··· Material ···
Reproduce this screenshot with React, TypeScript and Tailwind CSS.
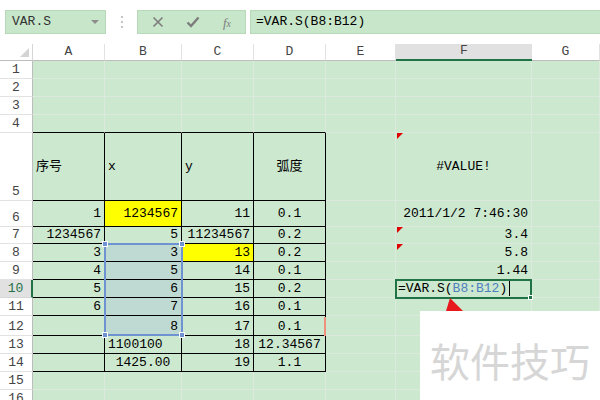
import type { ReactNode } from 'react'

type Align = 'l' | 'c' | 'r'
interface Cell {
  t: ReactNode
  a?: Align
  bg?: string
}

const COLS = ['A', 'B', 'C', 'D', 'E', 'F', 'G']
const ROWS = Array.from({ length: 16 }, (_, i) => i + 1)

const yellow = 'bg-[#ffff00]'
const sel = 'bg-[#bfdad2]'

const DATA: Record<string, Cell> = {
  A5: { t: '序号', a: 'l' },
  B5: { t: 'x', a: 'l' },
  C5: { t: 'y', a: 'l' },
  D5: { t: '弧度', a: 'c' },
  F5: { t: '#VALUE!', a: 'c' },
  A6: { t: '1' },
  B6: { t: '1234567', bg: yellow },
  C6: { t: '11' },
  D6: { t: '0.1', a: 'c' },
  F6: { t: '2011/1/2 7:46:30' },
  A7: { t: '1234567' },
  B7: { t: '5' },
  C7: { t: '11234567' },
  D7: { t: '0.2', a: 'c' },
  F7: { t: '3.4' },
  A8: { t: '3' },
  B8: { t: '3', bg: sel },
  C8: { t: '13', bg: yellow },
  D8: { t: '0.2', a: 'c' },
  F8: { t: '5.8' },
  A9: { t: '4' },
  B9: { t: '5', bg: sel },
  C9: { t: '14' },
  D9: { t: '0.1', a: 'c' },
  F9: { t: '1.44' },
  A10: { t: '5' },
  B10: { t: '6', bg: sel },
  C10: { t: '15' },
  D10: { t: '0.2', a: 'c' },
  A11: { t: '6' },
  B11: { t: '7', bg: sel },
  C11: { t: '16' },
  D11: { t: '0.1', a: 'c' },
  B12: { t: '8', bg: sel },
  C12: { t: '17' },
  D12: { t: '0.1', a: 'c' },
  B13: { t: '1100100', a: 'l' },
  C13: { t: '18' },
  D13: { t: '12.34567', a: 'c' },
  B14: { t: '1425.00', a: 'c' },
  C14: { t: '19' },
  D14: { t: '1.1', a: 'c' },
}

const alignCls = { l: 'justify-start', c: 'justify-center', r: 'justify-end' }

// SimSun-like look: monospace latin, CJK fallback
const mono = "[font-family:'Liberation_Mono','Noto_Sans_CJK_SC',monospace]"

const GridCell = ({ r, ci }: { r: number; ci: number }) => {
  const col = COLS[ci]
  const cell = DATA[`${col}${r}`]
  const inTable = ci <= 3
  const rightBlack = inTable && r >= 5 && r <= 14
  const bottomBlack = inTable && r >= 4 && r <= 14
  const vCenter = r === 5 || r === 6
  return (
    <div
      className={`flex overflow-visible whitespace-nowrap border-r border-b px-[3px] text-[13px] leading-[15px] text-black ${
        rightBlack ? 'border-r-black' : 'border-r-[#dbeadc]'
      } ${bottomBlack ? 'border-b-black' : 'border-b-[#dbeadc]'} ${vCenter ? 'items-center' : 'items-end pb-[1px]'} ${
        cell ? alignCls[cell.a ?? 'r'] : ''
      } ${cell?.bg ?? 'bg-[#cce8cf]'}`}
    >
      {cell?.t}
    </div>
  )
}

const CommentMark = ({ top }: { top: string }) => (
  <div className={`absolute left-[397px] ${top} h-0 w-0 border-t-[6px] border-r-[6px] border-t-[#e00000] border-r-transparent`} />
)

export default function App() {
  return (
    <div className={`h-[400px] w-[600px] overflow-hidden bg-white ${mono}`}>
      {/* toolbar */}
      <div className="flex h-[44px] items-start pt-[10px]">
        <div className="ml-[5px] flex h-[24px] w-[101px] items-center justify-between border border-[#b7d8b9] bg-[#c8e6c9] pl-[6px] pr-[6px] text-[13px] text-[#333]">
          <span>VAR.S</span>
          <svg width="8" height="5" viewBox="0 0 8 5">
            <path d="M0 0h8L4 4z" fill="#8c8c8c" />
          </svg>
        </div>
        <div className="flex h-[24px] w-[31px] flex-col items-center justify-center gap-[3px]">
          <span className="h-[2px] w-[2px] bg-[#c4c4c4]" />
          <span className="h-[2px] w-[2px] bg-[#c4c4c4]" />
          <span className="h-[2px] w-[2px] bg-[#c4c4c4]" />
        </div>
        <div className="flex h-[24px] w-[109px] items-center justify-between border border-[#b7d8b9] bg-[#c8e6c9] px-[14px]">
          <svg width="12" height="12" viewBox="0 0 12 12">
            <path d="M1.5 1.5l9 9M10.5 1.5l-9 9" stroke="#7d7d7d" strokeWidth="1.6" />
          </svg>
          <svg width="14" height="12" viewBox="0 0 14 12">
            <path d="M1.5 6.5l3.5 3.5 7.5-8.5" stroke="#7d7d7d" strokeWidth="2.4" fill="none" />
          </svg>
          <span className="font-['Liberation_Serif',serif] text-[13px] italic leading-none text-[#7d7d7d]">
            f<span className="text-[10px]">x</span>
          </span>
        </div>
        <div className="ml-[4px] flex h-[24px] flex-1 items-center border border-r-0 border-[#b7d8b9] bg-[#c8e6c9] pl-[5px] text-[13px] text-black">
          =VAR.S(B8:B12)
        </div>
      </div>

      {/* sheet */}
      <div className="relative">
        <div className="grid grid-cols-[33px_72px_77px_72px_72px_70px_136px_1fr] grid-rows-[17px_18px_18px_18px_18px_68px_26px_17px_18px_18px_18px_18px_20px_18px_18px_18px_18px]">
          <div className="relative border-r border-b border-r-[#d6d6d6] border-b-[#bdbdbd] bg-white">
            <div className="absolute right-[3px] bottom-[3px] h-0 w-0 border-b-[9px] border-l-[9px] border-b-[#d4d4d4] border-l-transparent" />
          </div>
          {COLS.map((c) => (
            <div
              key={c}
              className={`flex items-end justify-center pb-[1px] text-[13px] leading-[15px] text-[#444] ${
                c === 'F'
                  ? 'border-b-2 border-b-[#217346] bg-[#e1e1e1]'
                  : 'border-r border-b border-r-[#e2e2e2] border-b-[#bdbdbd] bg-white'
              }`}
            >
              {c}
            </div>
          ))}
          {ROWS.map((r) => (
            <div key={r} className="contents">
              <div
                className={`flex items-end justify-center pb-[1px] text-[13px] leading-[15px] ${
                  r === 10
                    ? 'border-r-2 border-b border-r-[#217346] border-b-[#d6d6d6] bg-[#e1e1e1] text-[#217346]'
                    : 'border-r border-b border-r-[#bdbdbd] border-b-[#e2e2e2] bg-white text-[#444]'
                }`}
              >
                {r}
              </div>
              {COLS.map((_, ci) => (
                <GridCell key={ci} r={r} ci={ci} />
              ))}
            </div>
          ))}
        </div>

        {/* comment markers */}
        <CommentMark top="top-[89px]" />
        <CommentMark top="top-[183px]" />
        <CommentMark top="top-[200px]" />

        {/* red edge mark */}
        <div className="absolute left-[324px] top-[273px] h-[19px] w-[2px] bg-[#f0907e]" />

        {/* selection B8:B12 */}
        <div className="absolute left-[104px] top-[199px] h-[93px] w-[79px] border-2 border-[#6f93d0]">
          <span className="absolute -left-[4px] -top-[4px] h-[6px] w-[6px] border border-white bg-[#6f93d0]" />
          <span className="absolute -right-[4px] -top-[4px] h-[6px] w-[6px] border border-white bg-[#6f93d0]" />
          <span className="absolute -left-[4px] -bottom-[4px] h-[6px] w-[6px] border border-white bg-[#6f93d0]" />
          <span className="absolute -right-[4px] -bottom-[4px] h-[6px] w-[6px] border border-white bg-[#6f93d0]" />
        </div>

        {/* active cell F10 */}
        <div className="absolute left-[395px] top-[235px] flex h-[20px] w-[137px] items-end border-2 border-[#217346] bg-[#cce8cf] pb-[1px] pl-[1px] text-[13px] leading-[15px] text-black">
          <span>=VAR.S(</span>
          <span className="text-[#4f81bd]">B8:B12</span>
          <span>)</span>
          <span className="ml-[2px] h-[15px] w-px bg-black" />
          <span className="absolute -right-[3px] -bottom-[3px] h-[5px] w-[5px] border border-white bg-[#217346]" />
        </div>

        {/* red pointer */}
        <svg className="absolute left-[446px] top-[254px]" width="18" height="14" viewBox="0 0 18 14">
          <path d="M4 0L17 13H0z" fill="#e8191d" />
        </svg>

        {/* watermark */}
        <div className="absolute left-[420px] top-[267px] flex h-[89px] w-[180px] items-center justify-center bg-white pt-[8px]">
          <span className="font-['Noto_Sans_CJK_SC',sans-serif] text-[40px] leading-none text-[#d6d6d6]">软件技巧</span>
        </div>
      </div>
    </div>
  )
}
···
### Objective:
Write out the lines from the start of the material to the line with "const sel = 'bg-[#bfdad2]'", inclusive and exactly. Skip the pictures.

### Output for this task:
Reproduce this screenshot with React, TypeScript and Tailwind CSS.
import type { ReactNode } from 'react'

type Align = 'l' | 'c' | 'r'
interface Cell {
  t: ReactNode
  a?: Align
  bg?: string
}

const COLS = ['A', 'B', 'C', 'D', 'E', 'F', 'G']
const ROWS = Array.from({ length: 16 }, (_, i) => i + 1)

const yellow = 'bg-[#ffff00]'
const sel = 'bg-[#bfdad2]'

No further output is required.